How to invest in Taiwan’s market index? What options are available

Most common method: ETFs

The simplest way to invest in the market index is to buy ETF (Exchange-Traded Fund), also called passive funds. Fund managers do not actively trade; they passively track the index’s movements. Advantages are low cost and relatively lower risk; disadvantages are usually lower returns.

Advanced methods: futures and options

For advanced investors, Taiwan stock index futures and options can be used for arbitrage or hedging.

Precautions for investing in Taiwan’s market index

Assess your risk tolerance

Investing in the market index is essentially investing in stock funds. All financial products carry risks. Be honest with yourself about how much loss you can bear before investing.

Pay attention to component stock weights

Understand which companies have the largest weights in the weighted index. TSMC’s weight exceeds 20%, meaning its movement directly influences the entire index.

Mind the trading hours

Taiwan Stock Exchange trading hours are Monday to Friday, 9:00 am to 1:30 pm (GMT+8). If you are overseas, remember to adjust for time difference.

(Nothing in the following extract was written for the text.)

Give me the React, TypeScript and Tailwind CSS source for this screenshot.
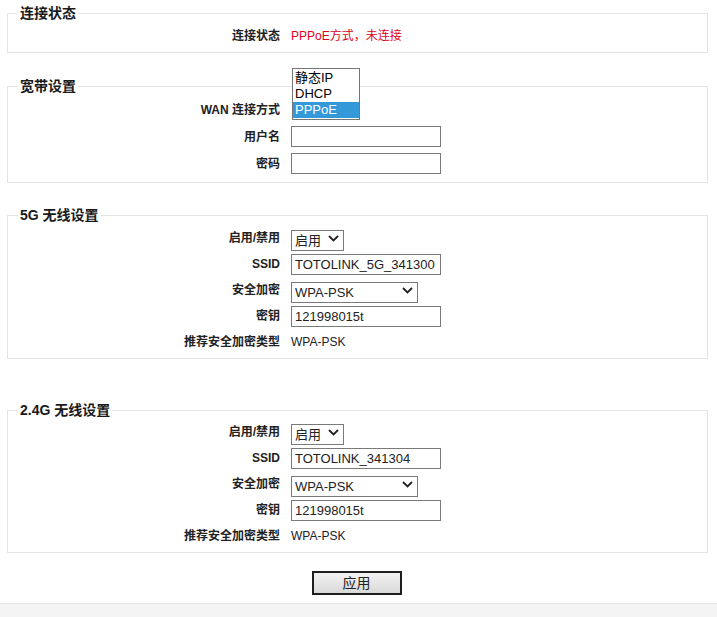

Follow macroeconomic indicators

Keep an eye on Taiwan and global GDP growth, interest rate policies, inflation, and other economic indicators. These are the fundamental drivers of the long-term trend of the index.

Final advice

Understanding Taiwan’s market index is a fundamental course, but don’t rely on it solely for investment decisions. The index is just a reference; technical, fundamental, and macro analyses should all be considered. When used correctly, it helps you grasp the big picture; when misused, it can become a tool for self-deception. Seize opportunities with rational trading—this is the way to survive.